I can report that I absolutely LOVE working 4 days week, every week.
I spend Wednesdays reading on the couch, writing a blog post, sometimes doing laundry so I don’t have to do it on the weekend, meeting friends for lunch, running errands, getting a haircut …
There is NO ONE at the shopping centre on a Wednesday. Who knew??
And thanks to long service leave, the day off is paid. So my income is still the same, working 4 days.
What happens when my long service ends?
All good things must come to an end, right?
I will run out of long service leave in mid June.
Do I go back to working 5 days a week? Or take the pay cut and work 4 days a week?
Initially I will work 5 days a week until my planned holidays in late July.
After I return from my holidays … who knows?
My brain is trying frantically to come up with a solution to work 4 days a week at the same pay.
That involves either negotiating to work longer hours on 4 days to make up for the day off. Or negotiating a pay rise.

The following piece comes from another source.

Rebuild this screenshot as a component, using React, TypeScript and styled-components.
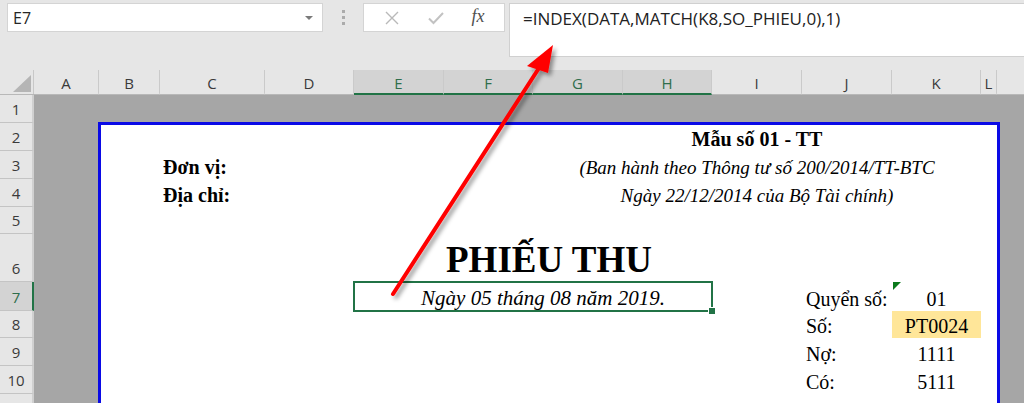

Both options have pros and cons.
Working longer hours means less free time at nights – to walk or garden or recuperate for the next day. But I will have a day off.
I know the pay rise will be an issue – that is a 20% pay rise if I work 4 days without extra hours per day. Even though we are busier and more stressed these days, our revenue hasn’t increased considerably. But if I don’t ask, I definitely won’t get it.
The other option is to earn the 20% with a side hustle such as monetising this blog. Thanks to ASIC, it is not as possible as before.
The elephant in the room
Of course the elephant in the room is that I can reduce my expenses further.
But can I?
Living costs have increased. My grocery bill can attest to this fact. I am thankful that I drive a work car and don’t have to pay for petrol.
I’m not sure I can reduce my expenses by that much to make it significant. At this stage, a 20% cut in expenses is A LOT.
Final thoughts
Reaching Coast FI is amazing, even as a late starter.
You can slow down. You do have the option of working less and coasting to financial independence at traditional retirement.
The question for me though, is … do I still want to fully retire at 55?
The answer is a resounding YES which means I need to maintain my current income. Because I need to invest a significant amount to build my ‘bridge the gap’ fund.
And this is the significant difference between younger folk and us late starters. They have the luxury of investing a little bit and let time and compound interest do the work. We just don’t have that luxury.
In the meantime, I will enjoy my Wednesdays off – only 8 left …
Oh and I nearly forgot to tell you – after one year, my superannuation has grown by more than 7.2% despite all the ups and downs of the last 12 months. So I am currently on track … one year down and only 9 years to go, haha!